Travis Kochan, Hanna’s graduate student, made a key observation that led to the discovery. He noted that the fluid “growth medium” that the researchers typically use to grow C. diff for their studies contained calcium.
That, he realized, could artificially alter the results of prior experiments looking at what caused C. diff spores to germinate.
He used a chemical to remove the calcium while leaving all the other nutrients that keep C. diff growing. The result: No new spore germination occurred in the calcium-free growth medium.
Likewise, mouse gut contents that were depleted of gut calcium had a 90 percent lower rate of C. diff spore germination.
FDA’s Center for Biologics Evaluation and Research conducted further research in laboratory dishes and in the guts of mice. FDA’s Paul Carlson, Ph.D., a former U-M research fellow, and fellow FDA scientists in his laboratory found that C. diff spores that were mutated so glycine couldn’t act on them could still germinate and colonize inside mice. This suggested that calcium, and not glycine, was critical for this process.
Both mutant and regular forms of the bacteria could still activate an enzyme inside the C. diff spore that led the bacteria to start dissolving their hard shell. This released the store of calcium that the spore harbored inside itself, further increasing the local level of the nutrient.
“These spores don’t want to germinate in the wrong place,” says Kochan, whose grandfather contracted a severe C. diff infection that led to his death. “C. diff spores have specialized to germinate in the gut environment, especially in the environment of the small intestine, where calcium and the bile salt injection from the liver comes in.”
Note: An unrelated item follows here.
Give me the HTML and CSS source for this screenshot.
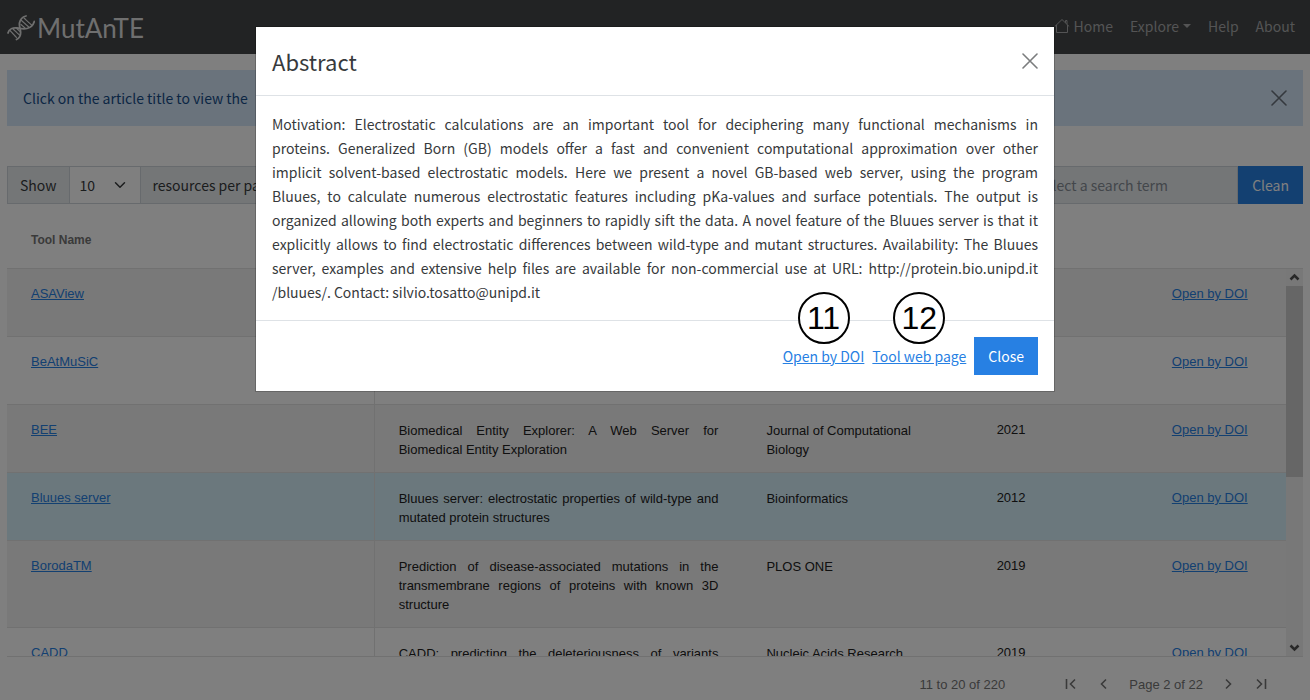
FILE: index.html
```html
<!DOCTYPE html>
<html lang="en">
<head>
<meta charset="utf-8">
<title>MutAnTE</title>
<link rel="stylesheet" href="styles.css">
</head>
<body>
<div class="page">
  <header class="navbar">
    <a class="brand" href="#">
      <svg class="brand-icon" viewBox="0 0 28 26" fill="none" stroke="currentColor" stroke-width="1.800" stroke-linecap="round">
        <path d="M1 18C2 14 6 12.500 10 13S16 14.500 20 13.500S26 11 27.300 6.500M9.500 24.500C13 23 14 20 13.500 16S12 11 12.500 8S15 2 19 1"/>
        <path d="M3 15.500l6.500 7M6 14l6.500 6M10 13.800l3 2.700M14 9.500l4.500 4M14.500 5.500l7.500 6.800M17 3l8 7.500" stroke-width="1.200" stroke-dasharray="2.600 .8"/>
      </svg>
      <span>MutAnTE</span>
    </a>
    <nav class="nav-links">
      <a href="#"><svg class="home-icon" viewBox="0 0 16 16" fill="none" stroke="currentColor"><path d="M.8 8.500 8 1.500l7.200 7M2.500 7V14.500h11V7M11.500 4.800V2.500h1.500v3.800"/></svg> Home</a>
      <a href="#">Explore<span class="caret"></span></a>
      <a href="#">Help</a>
      <a href="#">About</a>
    </nav>
  </header>
  <main class="content">
    <div class="alert">
      <span>Click on the article title to view the</span>
      <button class="icon-button" type="button" aria-label="Dismiss"><svg viewBox="0 0 16 16" stroke="currentColor" stroke-width="1.600" stroke-linecap="round"><path d="M1 1l14 14M15 1L1 15"/></svg></button>
    </div>
    <div class="toolbar">
      <div class="group">
        <label class="addon" for="size">Show</label>
        <div class="select-wrap">
          <select id="size"><option>10</option></select>
          <svg viewBox="0 0 16 16" fill="none" stroke="#373a3c" stroke-width="2" stroke-linecap="round" stroke-linejoin="round"><path d="M2 5l6 6 6-6"/></svg>
        </div>
        <span class="addon">resources per page</span>
      </div>
      <div class="group search">
        <input type="text" placeholder="Select a search term" aria-label="Search term" disabled>
        <button class="button" type="button">Clean</button>
      </div>
    </div>
    <section class="grid">
      <div class="grid-head">Tool Name</div>
      <div class="grid-body">
        <div class="grid-view">
          <table>
            <colgroup><col class="c-name"><col class="c-title"><col class="c-journal"><col class="c-year"><col class="c-doi"></colgroup>
            <tbody>
            <tr><td><a href="#">ASAView</a></td><td></td><td></td><td></td><td><a href="#">Open by DOI</a></td></tr>
            <tr><td><a href="#">BeAtMuSiC</a></td><td></td><td></td><td></td><td><a href="#">Open by DOI</a></td></tr>
            <tr><td><a href="#">BEE</a></td><td class="text title">Biomedical Entity Explorer: A Web Server for Biomedical Entity Exploration</td><td class="text">Journal of Computational Biology</td><td>2021</td><td><a href="#">Open by DOI</a></td></tr>
            <tr class="selected"><td><a href="#">Bluues server</a></td><td class="text title">Bluues server: electrostatic properties of wild-type and mutated protein structures</td><td class="text">Bioinformatics</td><td>2012</td><td><a href="#">Open by DOI</a></td></tr>
            <tr><td><a href="#">BorodaTM</a></td><td class="text title">Prediction of disease-associated mutations in the transmembrane regions of proteins with known 3D structure</td><td class="text">PLOS ONE</td><td>2019</td><td><a href="#">Open by DOI</a></td></tr>
            <tr><td><a href="#">CADD</a></td><td class="text title">CADD: predicting the deleteriousness of variants throughout the human genome</td><td class="text">Nucleic Acids Research</td><td>2019</td><td><a href="#">Open by DOI</a></td></tr>
            </tbody>
          </table>
        </div>
        <div class="scrollbar">
          <svg viewBox="0 0 17 17" fill="none" stroke="#505050" stroke-width="2.500"><path d="M4.500 10.500l4-4 4 4"/></svg>
          <div class="track"><div class="thumb"></div></div>
          <svg viewBox="0 0 17 17" fill="none" stroke="#505050" stroke-width="2.500"><path d="M4.500 6.500l4 4 4-4"/></svg>
        </div>
      </div>
      <div class="pager">
        <span class="range">11 to 20 of 220</span>
        <button type="button" aria-label="First page"><svg viewBox="0 0 16 16"><path d="M3.500 3v10M12 3.500L7.500 8l4.500 4.500"/></svg></button>
        <button type="button" aria-label="Previous page"><svg viewBox="0 0 16 16"><path d="M10 3.500L5.500 8l4.500 4.500"/></svg></button>
        <span>Page 2 of 22</span>
        <button type="button" aria-label="Next page"><svg viewBox="0 0 16 16"><path d="M6 3.500L10.500 8 6 12.500"/></svg></button>
        <button type="button" aria-label="Last page"><svg viewBox="0 0 16 16"><path d="M4 3.500L8.500 8 4 12.500M12.500 3v10"/></svg></button>
      </div>
    </section>
  </main>
</div>
<div class="backdrop">
  <div class="modal" role="dialog" aria-labelledby="modal-title">
    <div class="modal-head">
      <h1 id="modal-title">Abstract</h1>
      <button class="icon-button" type="button" aria-label="Close dialog"><svg viewBox="0 0 16 16" stroke="currentColor" stroke-width="1.600" stroke-linecap="round"><path d="M1 1l14 14M15 1L1 15"/></svg></button>
    </div>
    <p class="modal-text">
      <span>Motivation: Electrostatic calculations are an important tool for deciphering many functional mechanisms in</span>
      <span>proteins. Generalized Born (GB) models offer a fast and convenient computational approximation over other</span>
      <span>implicit solvent-based electrostatic models. Here we present a novel GB-based web server, using the program</span>
      <span>Bluues, to calculate numerous electrostatic features including pKa-values and surface potentials. The output is</span>
      <span>organized allowing both experts and beginners to rapidly sift the data. A novel feature of the Bluues server is that it</span>
      <span>explicitly allows to find electrostatic differences between wild-type and mutant structures. Availability: The Bluues</span>
      <span>server, examples and extensive help files are available for non-commercial use at URL: http://protein.bio.unipd.it</span>
      <span>/bluues/. Contact: silvio.tosatto@unipd.it</span>
    </p>
    <div class="modal-foot">
      <div class="marked"><a href="#">Open by DOI</a><span class="marker">11</span></div>
      <div class="marked"><a href="#">Tool web page</a><span class="marker">12</span></div>
      <button class="button" type="button">Close</button>
    </div>
  </div>
</div>
</body>
</html>
```
FILE: styles.css
```css
* { box-sizing: border-box; }
body {
  margin: 0;
  background: #fff;
  color: #373a3c;
  font: 14px/24px "Noto Sans CJK SC", "Noto Sans", sans-serif;
}
a { color: #2780e3; }
button, input, select { font: inherit; border-radius: 0; margin: 0; }
.page { height: 100vh; display: flex; flex-direction: column; overflow: hidden; }
.navbar {
  flex: none;
  height: 54px;
  padding: 0 15px 0 7px;
  background: #444648;
  display: flex;
  align-items: center;
  justify-content: space-between;
}
.brand {
  display: flex;
  align-items: center;
  gap: 2px;
  padding-top: 2px;
  color: #dedede;
  text-decoration: none;
  font: 26px/32px Lato, sans-serif;
}
.brand-icon { width: 28px; height: 26px; }
.nav-links { display: flex; gap: 17px; padding-bottom: 2px; }
.nav-links a { color: #a8a9aa; text-decoration: none; }
.home-icon { width: 16px; height: 16px; vertical-align: -2px; }
.caret {
  display: inline-block;
  margin-left: 4px;
  vertical-align: 4px;
  border: 4px solid transparent;
  border-top-color: currentColor;
  border-bottom: 0;
}
.content { flex: 1; min-height: 0; padding: 16px 7px 0; display: flex; flex-direction: column; }
.alert {
  padding: 16px;
  background: #d4e6f9;
  color: #174d88;
  display: flex;
  align-items: center;
  justify-content: space-between;
}
.icon-button { border: 0; padding: 0; background: none; color: #7b7d7e; display: flex; }
.icon-button svg { width: 16px; height: 16px; }
.alert .icon-button { color: #6a737c; }
.toolbar { margin: 40px 0 8px; display: flex; justify-content: space-between; }
.group { display: flex; height: 38px; }
.addon { padding: 6px 12px; border: 1px solid #ced4da; background: #e9ecef; }
.select-wrap { position: relative; display: flex; width: 70px; border: solid #ced4da; border-width: 1px 0; }
.select-wrap select { width: 100%; border: 0; background: #fff; color: #373a3c; padding: 0 10px; appearance: none; }
.select-wrap svg { position: absolute; right: 14px; top: 12px; width: 12px; height: 12px; pointer-events: none; }
.search { width: 37%; }
.search input { flex: 1; min-width: 0; padding: 6px 12px 6px 212px; border: 1px solid #ced4da; background: #e9ecef; }
.search input::placeholder { color: #868e96; opacity: 1; }
.button { height: 38px; padding: 0 14px; border: 0; background: #2780e3; color: #fff; }
.grid { flex: 1; min-height: 0; display: flex; flex-direction: column; font: 13px/17px "Liberation Sans", Arial, sans-serif; }
.grid-head { padding: 20px 24px 19px; font-weight: bold; font-size: 12px; color: #757575; }
.grid-body { flex: 1; min-height: 0; display: flex; border: solid #e2e2e2; border-width: 1px 0; }
.grid-view { flex: 1; overflow: hidden; }
table { width: 100%; table-layout: fixed; border-collapse: separate; border-spacing: 0; }
.c-name, .c-title { width: 28.75%; }
.c-journal { width: 18%; }
.c-year { width: 13.7%; }
td { height: 68px; padding: 16px 24px 13px; vertical-align: top; border-bottom: 1px solid #e2e2e2; color: #212121; }
td:first-child { border-right: 1px solid #e2e2e2; }
td.text { line-height: 19px; }
td.title { text-align: justify; }
tr:nth-child(odd) td { background: #f2f2f2; }
tr.selected td { background: #d7f0fb; }
.scrollbar { width: 17px; display: flex; flex-direction: column; background: #f1f1f1; }
.track { flex: 1; }
.thumb { height: 54%; background: #cdcdcd; }
.scrollbar svg { display: block; width: 17px; height: 17px; }
.pager {
  height: 43px;
  padding: 19px 34px 0 0;
  display: flex;
  justify-content: flex-end;
  align-items: flex-start;
  gap: 17px;
  color: #757575;
}
.range { margin-right: 41px; }
.pager button { border: 0; padding: 0; background: none; color: #757575; }
.pager svg { display: block; width: 16px; height: 16px; fill: none; stroke: currentColor; stroke-width: 1.6; }
.backdrop { position: fixed; inset: 0; background: rgba(0, 0, 0, .5); padding: 26px 16px; overflow: hidden; }
.modal {
  max-width: 800px;
  margin: 0 auto;
  border: 1px solid rgba(0, 0, 0, .2);
  background: #fff;
  background-clip: padding-box;
}
.modal-head {
  padding: 16px;
  border-bottom: 1px solid #dee2e6;
  display: flex;
  justify-content: space-between;
  align-items: center;
}
.modal-head h1 { margin: 0; font-size: 22px; line-height: 36px; font-weight: 400; }
.modal-text { margin: 0; padding: 16px; }
.modal-text span { display: block; text-align: justify; text-align-last: justify; }
.modal-text span:last-child { text-align-last: left; }
.modal-foot {
  padding: 16px;
  border-top: 1px solid #dee2e6;
  display: flex;
  justify-content: flex-end;
  align-items: center;
  gap: 8px;
}
.marked { position: relative; }
.marker {
  position: absolute;
  left: 50%;
  bottom: 24px;
  width: 52px;
  height: 52px;
  margin-left: -26px;
  border: 2px solid #000;
  border-radius: 50%;
  background: #fff;
  color: #000;
  text-align: center;
  font: 32px/48px "Liberation Sans", Arial, sans-serif;
}
```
Hanna notes that the bile salt connection to C. diff spore germination was discovered in 1982 at U-M, by a team led by Ken Wilson, M.D.
Patients shouldn’t stop taking their medications or doctor-recommended supplements, or start taking new ones, because of the new findings, Hanna cautions. He hopes to work with clinicians at U-M and beyond to test the new knowledge in a clinical setting.
Meanwhile, he and Kochan and their colleagues will continue to study C. diff germination in mice and look for ways to block the enzymes crucial to spore germination.
Many of the world’s Clostridia researchers will travel to the University of Michigan next month for a major meeting, the 10th such gathering.